Sun damage is additive, so the more exposure you get, the worse it is. The accumulation of sun exposure puts you at higher risk. The day you start protecting your skin, you lessen your risk of cancers and further premature aging.
DIFFERENT RAYS, PERSISTENT RISK
The big problem with the younger generation right now is tanning beds. Kids in their teens are getting ready for their summer trips or proms and they want to be tan, so they use a tanning bed, which we were told wasn’t dangerous when they first became popular. But now we are finding they certainly are. They emit UVA radiation, which is damaging to skin integrity and likely accelerates the skin cancer process – just in a different way than UVB, which we always knew was the bad guy.
UVB radiation is what causes the “sunburn” you see on the top layer of your skin. UVA radiation, which is more prominent in tanning beds, penetrates deeper into the skin, and is the main contributor to decreased skin elasticity and premature aging.
SPF IS YOUR BFF
I am not going to tell you to stay under a tent all summer and wear a turtleneck at the beach. First, you won’t do it, and second, it isn’t necessary. Like many things, sun exposure in moderation is good. So what I do recommend is anytime you are in the sun, use sunscreen with an SPF (sun protection factor) of at least 30. You want to make sure it protects against UVA and UVB radiation.

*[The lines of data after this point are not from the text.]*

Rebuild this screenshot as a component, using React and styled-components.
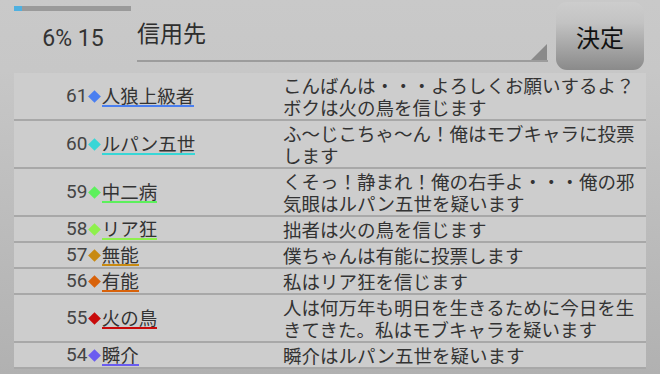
import React from "react";
import styled, { createGlobalStyle } from "styled-components";

const GlobalStyle = createGlobalStyle`
  html, body {
    margin: 0;
    padding: 0;
  }
  body {
    width: 660px;
    height: 374px;
    overflow: hidden;
    background: linear-gradient(180deg, #c9c9c9 0px, #c7c7c7 70px, #b1b1b1 374px);
    font-family: Roboto, "Noto Sans CJK JP", sans-serif;
    color: #353535;
  }
`;

const Screen = styled.div`
  width: 660px;
  height: 374px;
  overflow: hidden;
  display: flex;
  flex-direction: column;
`;

const Header = styled.div`
  flex-shrink: 0;
  display: flex;
  align-items: flex-start;
  height: 73px;
  padding-left: 14px;
  box-sizing: border-box;
`;

const Status = styled.div`
  width: 117px;
  display: flex;
  flex-direction: column;
  align-items: center;
  padding-top: 6px;
`;

const Progress = styled.div`
  width: 100%;
  height: 5px;
  background: #9a9a9a;
  display: flex;
`;

const ProgressFill = styled.div`
  height: 100%;
  background: #4fb0e0;
`;

const Count = styled.div`
  margin-top: 15px;
  font-size: 23px;
  line-height: 26px;
  color: #333;
  padding-left: 1px;
`;

const Spinner = styled.div`
  position: relative;
  margin-left: 6px;
  width: 411px;
  height: 62px;
  box-sizing: border-box;
  border-bottom: 2px solid #9c9c9c;
  font-family: "Noto Sans CJK JP", sans-serif;
  font-size: 23px;
  line-height: 30px;
  padding-top: 17px;
  color: #2e2e2e;
  &::after {
    content: "";
    position: absolute;
    right: 1px;
    bottom: 0;
    width: 0;
    height: 0;
    border-style: solid;
    border-width: 0 0 16px 16px;
    border-color: transparent transparent #8a8a8a transparent;
  }
`;

const Button = styled.button`
  margin-left: 8px;
  margin-top: 2px;
  width: 88px;
  height: 68px;
  border: none;
  border-radius: 11px;
  background: linear-gradient(180deg, #cdcdcd 0%, #c3c3c3 30%, #8a8a8a 100%);
  font-family: "Noto Sans CJK JP", sans-serif;
  font-size: 24px;
  color: #111;
  padding: 0;
`;

const Panel = styled.div`
  flex-shrink: 0;
  margin-left: 14px;
  width: 632px;
  background: #cdcdcd;
`;

const Row = styled.div`
  display: grid;
  grid-template-columns: 269px 1fr;
  border-bottom: 2px solid #a8a8a8;
  padding: 1px 0;
`;

const Who = styled.div`
  display: flex;
  align-items: center;
  padding-left: 52px;
  font-size: 18.5px;
  height: 100%;
`;

const Num = styled.span`
  color: #444;
  font-size: 19px;
  line-height: 22px;
`;

const Diamond = styled.span`
  display: inline-block;
  flex-shrink: 0;
  width: 9px;
  height: 9px;
  margin: 0 2.5px 0 3px;
  background: ${(p) => p.$color};
  transform: rotate(45deg);
`;

const Name = styled.span`
  display: inline-block;
  line-height: 20px;
  border-bottom: 2px solid ${(p) => p.$color};
  color: #333;
  font-family: "Noto Sans CJK JP", sans-serif;
`;

const Message = styled.div`
  font-family: "Noto Sans CJK JP", sans-serif;
  font-size: 18.5px;
  line-height: 22px;
  color: #333;
  padding-right: 8px;
`;

const rows = [
  { n: 61, name: "人狼上級者", color: "#4a7ff0", msg: "こんばんは・・・よろしくお願いするよ？ボクは火の鳥を信じます" },
  { n: 60, name: "ルパン五世", color: "#37d6d6", msg: "ふ～じこちゃ～ん！俺はモブキャラに投票します" },
  { n: 59, name: "中二病", color: "#5cf05c", msg: "くそっ！静まれ！俺の右手よ・・・俺の邪気眼はルパン五世を疑います" },
  { n: 58, name: "リア狂", color: "#8ef04c", msg: "拙者は火の鳥を信じます" },
  { n: 57, name: "無能", color: "#c88a12", msg: "僕ちゃんは有能に投票します" },
  { n: 56, name: "有能", color: "#d8620a", msg: "私はリア狂を信じます" },
  { n: 55, name: "火の鳥", color: "#c80a0a", msg: "人は何万年も明日を生きるために今日を生きてきた。私はモブキャラを疑います" },
  { n: 54, name: "瞬介", color: "#6a5cf0", msg: "瞬介はルパン五世を疑います" },
];

export default function App() {
  return (
    <>
      <GlobalStyle />
      <Screen>
        <Header>
          <Status>
            <Progress>
              <ProgressFill style={{ width: `${(8 / 117) * 100}%` }} />
            </Progress>
            <Count>6% 15</Count>
          </Status>
          <Spinner>信用先</Spinner>
          <Button>決定</Button>
        </Header>
        <Panel>
          {rows.map((r) => (
            <Row key={r.n}>
              <Who>
                <Num>{r.n}</Num>
                <Diamond $color={r.color} />
                <Name $color={r.color}>{r.name}</Name>
              </Who>
              <Message>{r.msg}</Message>
            </Row>
          ))}
        </Panel>
      </Screen>
    </>
  );
}
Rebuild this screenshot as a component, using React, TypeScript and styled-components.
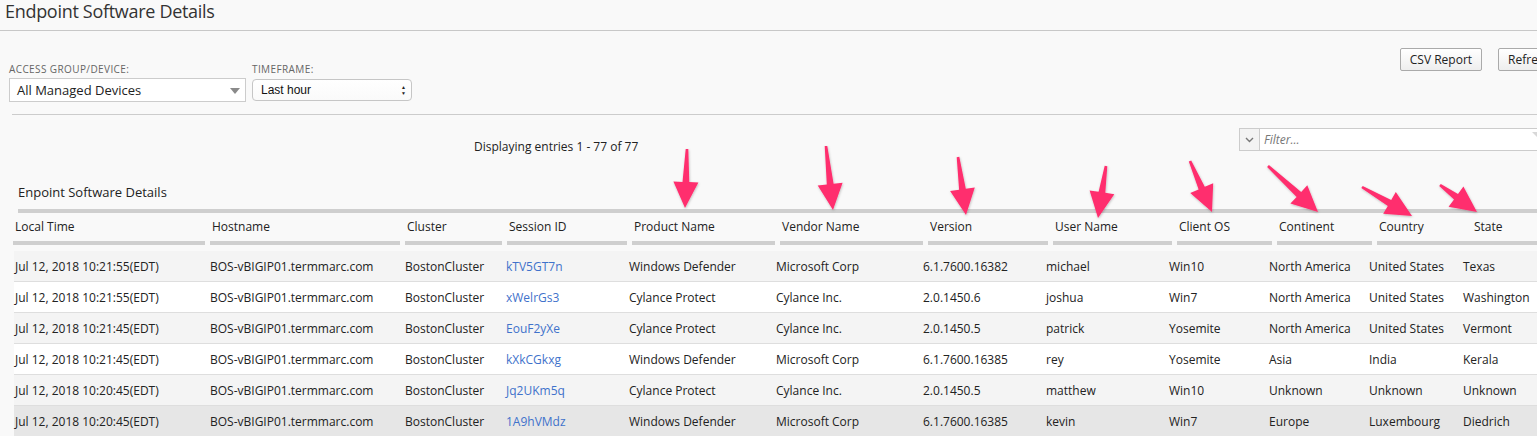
import React from "react";
import styled, { createGlobalStyle } from "styled-components";

const GlobalStyle = createGlobalStyle`
  body {
    margin: 0;
    background: #f9f9f9;
    overflow: hidden;
    font-family: "Open Sans", "Liberation Sans", sans-serif;
    color: #222;
  }
`;

const headCols = [
  { label: "Local Time", width: 197 },
  { label: "Hostname", width: 195 },
  { label: "Cluster", width: 102 },
  { label: "Session ID", width: 125 },
  { label: "Product Name", width: 148 },
  { label: "Vendor Name", width: 148 },
  { label: "Version", width: 125 },
  { label: "User Name", width: 124 },
  { label: "Client OS", width: 100 },
  { label: "Continent", width: 100 },
  { label: "Country", width: 95, joined: true },
  { label: "State", width: 200 },
];

const cellWidths = [195, 195, 101, 123, 147, 147, 123, 123, 100, 100, 94, 200];

const rows = [
  ["Jul 12, 2018 10:21:55(EDT)", "kTV5GT7n", "Windows Defender", "Microsoft Corp", "6.1.7600.16382", "michael", "Win10", "North America", "United States", "Texas"],
  ["Jul 12, 2018 10:21:55(EDT)", "xWelrGs3", "Cylance Protect", "Cylance Inc.", "2.0.1450.6", "joshua", "Win7", "North America", "United States", "Washington"],
  ["Jul 12, 2018 10:21:45(EDT)", "EouF2yXe", "Cylance Protect", "Cylance Inc.", "2.0.1450.5", "patrick", "Yosemite", "North America", "United States", "Vermont"],
  ["Jul 12, 2018 10:21:45(EDT)", "kXkCGkxg", "Windows Defender", "Microsoft Corp", "6.1.7600.16385", "rey", "Yosemite", "Asia", "India", "Kerala"],
  ["Jul 12, 2018 10:20:45(EDT)", "Jq2UKm5q", "Cylance Protect", "Cylance Inc.", "2.0.1450.5", "matthew", "Win10", "Unknown", "Unknown", "Unknown"],
  ["Jul 12, 2018 10:20:45(EDT)", "1A9hVMdz", "Windows Defender", "Microsoft Corp", "6.1.7600.16385", "kevin", "Win7", "Europe", "Luxembourg", "Diedrich"],
];

// annotation arrows: tail -> tip
const arrows = [
  [687, 149, 685, 208],
  [826, 146, 833, 210],
  [958, 157, 966, 215],
  [1106, 166, 1098, 218],
  [1190, 161, 1212, 212],
  [1268, 166, 1318, 212],
  [1362, 187, 1412, 216],
  [1440, 185, 1477, 212],
];

function arrowPoints(x1: number, y1: number, x2: number, y2: number) {
  const len = Math.hypot(x2 - x1, y2 - y1);
  const dx = (x2 - x1) / len;
  const dy = (y2 - y1) / len;
  const nx = -dy;
  const ny = dx;
  const head = 26;
  const bx = x2 - dx * head;
  const by = y2 - dy * head;
  const p = (x: number, y: number) => `${x.toFixed(1)},${y.toFixed(1)}`;
  return [
    p(x1 + nx * 1.3, y1 + ny * 1.3),
    p(bx + nx * 3.4, by + ny * 3.4),
    p(bx + nx * 12.5, by + ny * 12.5),
    p(x2, y2),
    p(bx - nx * 12.5, by - ny * 12.5),
    p(bx - nx * 3.4, by - ny * 3.4),
    p(x1 - nx * 1.3, y1 - ny * 1.3),
  ].join(" ");
}

const App: React.FC = () => {
  return (
    <Page>
      <GlobalStyle />
      <Title>Endpoint Software Details</Title>
      <Toolbar>
        <Filters>
          <Field>
            <FieldLabel>Access Group/Device:</FieldLabel>
            <DeviceSelect>
              All Managed Devices
              <DownTriangle />
            </DeviceSelect>
          </Field>
          <Field>
            <FieldLabel>Timeframe:</FieldLabel>
            <TimeSelect>
              Last hour
              <Spinner>
                <span>▲</span>
                <span>▼</span>
              </Spinner>
            </TimeSelect>
          </Field>
        </Filters>
        <Buttons>
          <Button>CSV Report</Button>
          <Button>Refresh</Button>
        </Buttons>
      </Toolbar>
      <Divider />
      <FilterRow>
        <Entries>Displaying entries 1 - 77 of 77</Entries>
        <FilterBox>
          <FilterToggle>
            <svg width="9" height="6" viewBox="0 0 9 6">
              <path d="M1 1 L4.5 4.5 L8 1" fill="none" stroke="#777" strokeWidth="1.4" />
            </svg>
          </FilterToggle>
          <FilterInput>Filter...</FilterInput>
          <FilterCorner />
        </FilterBox>
      </FilterRow>
      <Caption>Enpoint Software Details</Caption>
      <TopBar />
      <HeaderRow>
        {headCols.map((col) => (
          <HeadCell key={col.label} style={{ width: col.width }}>
            <HeadLabel>{col.label}</HeadLabel>
            <HeadBar $joined={!!col.joined} />
          </HeadCell>
        ))}
      </HeaderRow>
      <Rows>
        {rows.map((r, i) => {
          const cells = [r[0], "BOS-vBIGIP01.termmarc.com", "BostonCluster", ...r.slice(1)];
          return (
            <Row key={i} $shade={i === 5 ? "#e6e6e6" : i % 2 === 0 ? "#f4f4f4" : "#ffffff"}>
              {cells.map((c, j) => (
                <Cell key={j} $link={j === 3} style={{ width: cellWidths[j] }}>
                  {c}
                </Cell>
              ))}
            </Row>
          );
        })}
      </Rows>
      <Overlay width="1580" height="436" viewBox="0 0 1580 436">
        <defs>
          <filter id="sh" x="-20%" y="-20%" width="140%" height="140%">
            <feDropShadow dx="0.5" dy="1" stdDeviation="0.8" floodColor="#000" floodOpacity="0.25" />
          </filter>
        </defs>
        {arrows.map((a, i) => (
          <polygon key={i} points={arrowPoints(a[0], a[1], a[2], a[3])} fill="#ff2f6e" filter="url(#sh)" />
        ))}
      </Overlay>
    </Page>
  );
};

export default App;

const Page = styled.div`
  position: relative;
  width: 1580px;
  height: 436px;
  overflow: hidden;
  background: #f9f9f9;
`;

const Title = styled.h1`
  margin: 0;
  height: 30px;
  padding-left: 5px;
  font-size: 18px;
  font-weight: 400;
  line-height: 22px;
  letter-spacing: -0.3px;
  color: #333;
  border-bottom: 1px solid #c8c8c8;
`;

const Toolbar = styled.div`
  display: flex;
  justify-content: space-between;
  align-items: flex-start;
  padding: 17px 19px 0 9px;
`;

const Filters = styled.div`
  display: flex;
  gap: 6px;
  margin-top: 15px;
`;

const Field = styled.div`
  display: flex;
  flex-direction: column;
`;

const FieldLabel = styled.div`
  font-size: 10px;
  line-height: 12px;
  letter-spacing: 0.4px;
  text-transform: uppercase;
  color: #666;
  margin-bottom: 3px;
`;

const DeviceSelect = styled.div`
  position: relative;
  box-sizing: border-box;
  width: 237px;
  height: 24px;
  padding-left: 7px;
  background: #fff;
  border: 1px solid #ccc;
  font-size: 13px;
  line-height: 22px;
  color: #222;
`;

const DownTriangle = styled.span`
  position: absolute;
  right: 5px;
  top: 9px;
  width: 0;
  height: 0;
  border-left: 5px solid transparent;
  border-right: 5px solid transparent;
  border-top: 6px solid #8a8a8a;
`;

const TimeSelect = styled.div`
  position: relative;
  box-sizing: border-box;
  width: 160px;
  height: 22px;
  margin-top: 1px;
  padding-left: 8px;
  background: linear-gradient(#fff, #fafafa);
  border: 1px solid #c6c6c6;
  border-radius: 4px;
  font-family: "Liberation Sans", Arial, sans-serif;
  font-size: 12px;
  line-height: 20px;
  color: #111;
`;

const Spinner = styled.span`
  position: absolute;
  right: 5px;
  top: 4px;
  display: flex;
  flex-direction: column;
  font-size: 5px;
  line-height: 6px;
  color: #222;
`;

const Buttons = styled.div`
  display: flex;
  gap: 16px;
`;

const Button = styled.button`
  box-sizing: border-box;
  height: 23px;
  padding: 0 9px;
  font-family: "Open Sans", "Liberation Sans", sans-serif;
  font-size: 12px;
  color: #222;
  background: linear-gradient(#ffffff, #eeeeee);
  border: 1px solid #aaa;
  border-radius: 2px;
`;

const Divider = styled.div`
  height: 1px;
  margin: 12px 0 0 12px;
  background: #ccc;
`;

const FilterRow = styled.div`
  display: flex;
  align-items: flex-start;
  padding: 13px 35px 0 474px;
`;

const Entries = styled.div`
  margin-top: 11px;
  font-size: 12px;
  line-height: 16px;
  color: #222;
`;

const FilterBox = styled.div`
  position: relative;
  display: flex;
  margin-left: auto;
  width: 306px;
  height: 23px;
  box-sizing: border-box;
  border: 1px solid #ccc;
  background: #fff;
`;

const FilterToggle = styled.div`
  width: 19px;
  display: flex;
  align-items: center;
  justify-content: center;
  background: #f3f3f3;
  border-right: 1px solid #ccc;
`;

const FilterInput = styled.div`
  padding-left: 4px;
  font-size: 12px;
  line-height: 21px;
  font-style: italic;
  color: #777;
`;

const FilterCorner = styled.span`
  position: absolute;
  right: 6px;
  top: 3px;
  width: 0;
  height: 0;
  border-left: 6px solid transparent;
  border-top: 6px solid #d8d8d8;
`;

const Caption = styled.div`
  margin: 28px 0 0 18px;
  font-size: 13px;
  line-height: 18px;
  color: #222;
`;

const TopBar = styled.div`
  height: 4px;
  margin: 8px 0 0 18px;
  background: #cfcfcf;
`;

const HeaderRow = styled.div`
  display: flex;
  margin-left: 13px;
`;

const HeadCell = styled.div`
  flex-shrink: 0;
  display: flex;
  flex-direction: column;
`;

const HeadLabel = styled.div`
  padding: 6px 0 0 2px;
  font-size: 12px;
  line-height: 16px;
  color: #222;
  white-space: nowrap;
`;

const HeadBar = styled.div<{ $joined: boolean }>`
  height: 4px;
  margin-top: 6px;
  margin-right: ${(p) => (p.$joined ? 0 : 5)}px;
  background: #cfcfcf;
`;

const Rows = styled.div`
  margin: 6px 0 0 14px;
`;

const Row = styled.div<{ $shade: string }>`
  display: flex;
  height: 30px;
  padding-left: 1px;
  align-items: center;
  background: ${(p) => p.$shade};
  border-bottom: 1px solid #dedede;
`;

const Cell = styled.div<{ $link: boolean }>`
  flex-shrink: 0;
  font-size: 12px;
  white-space: nowrap;
  color: ${(p) => (p.$link ? "#3f72cb" : "#222")};
`;

const Overlay = styled.svg`
  position: absolute;
  left: 0;
  top: 0;
  pointer-events: none;
`;
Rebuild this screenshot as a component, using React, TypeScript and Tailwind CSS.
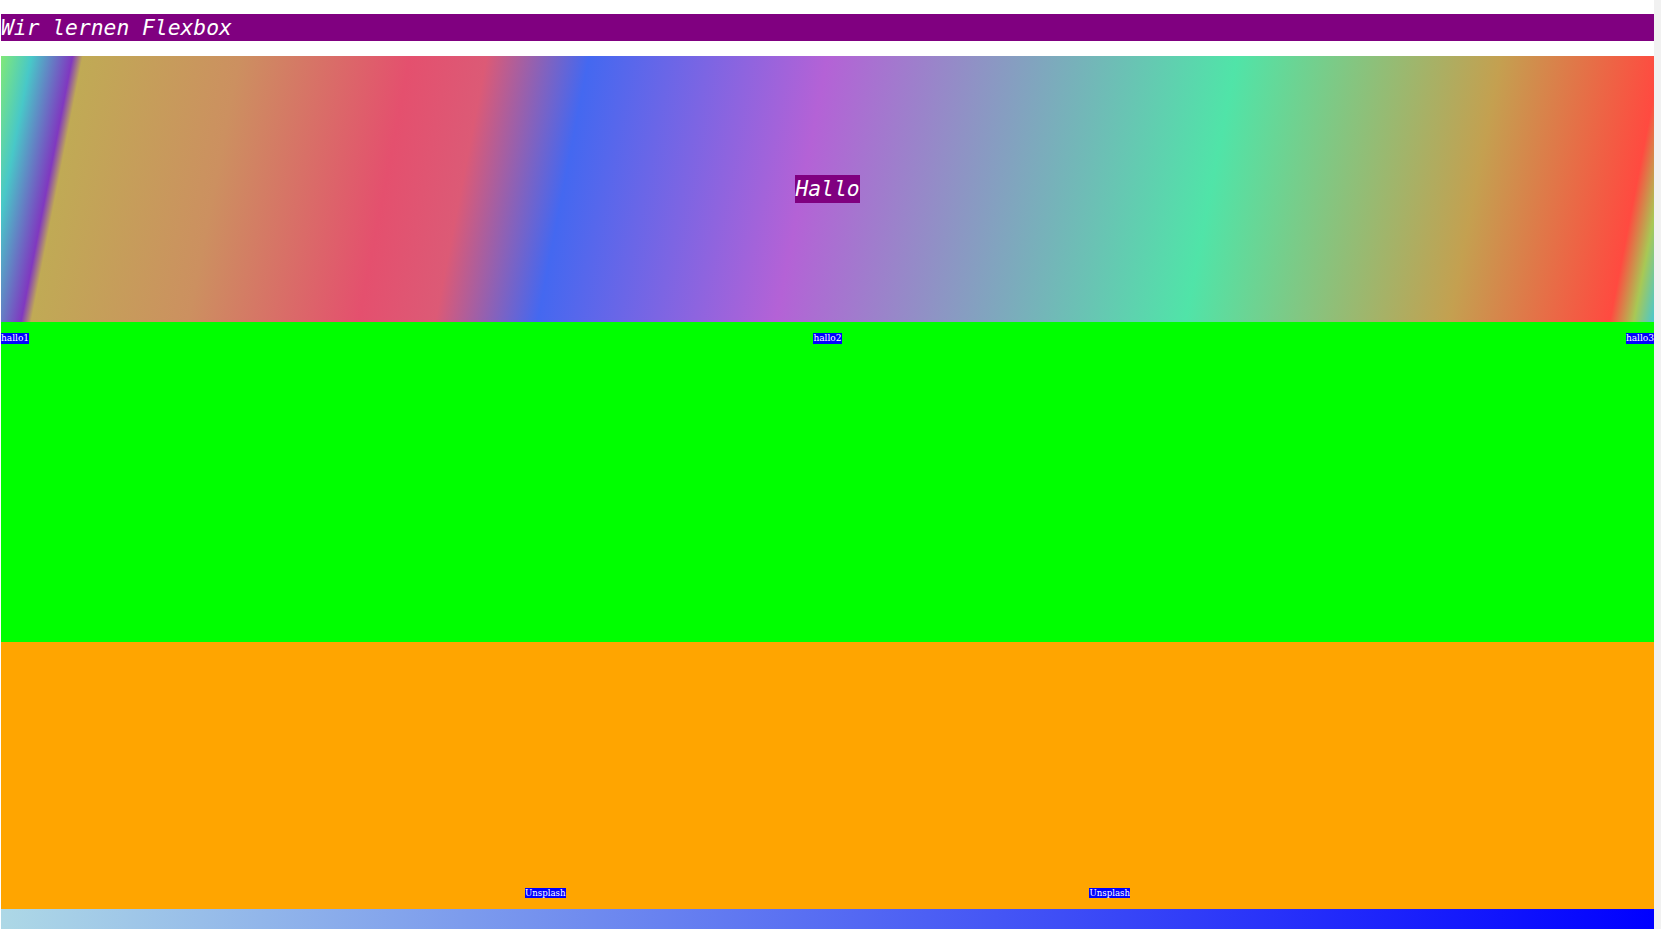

Before we knew that UVA was harmful as well, sunscreens most often only had the chemical barrier to protect you from the UVB radiation. But they need to have a physical barrier as well; although it doesn’t necessarily need to be a total white out like the zinc oxide of the old days. There are sunscreens now that are clear or tinted skin color so you don’t see that physical barrier. Reapply every two to three hours while exposed to the sun and you should be well protected.
One thing to keep in mind if you are going to the Carribean or a tropical place this summer that is closer to the equator, the sun’s rays are more direct and its effects will be more apparent sooner than they are in a climate such as we have here in Tennessee.
Nate Brought, D.O., is a board-certified plastic surgeon and is a credentialed physician with Williamson Medical Center. His office can be reached at 615-791-9090.
New FDA Regulations on SPF
Under new FDA regulations, the following changes will be visible on sunscreen products:
- Sunscreen products that protect against all types of sun-induced skin damage will be labeled "Broad Spectrum" and “SPF 15” (or higher) on the front.
- Water resistance on the product's front label must tell how much time a user can expect to get the declared SPF level of protection. Two times will be permitted on labels: 40 minutes or 80 minutes.
- Manufacturers cannot make claims that sunscreens are “waterproof” or “sweatproof” or identify their products as “sunblocks.”
- Sunscreens cannot claim protection immediately on application or for more than two hours without reapplication, unless they submit data and get approval from FDA.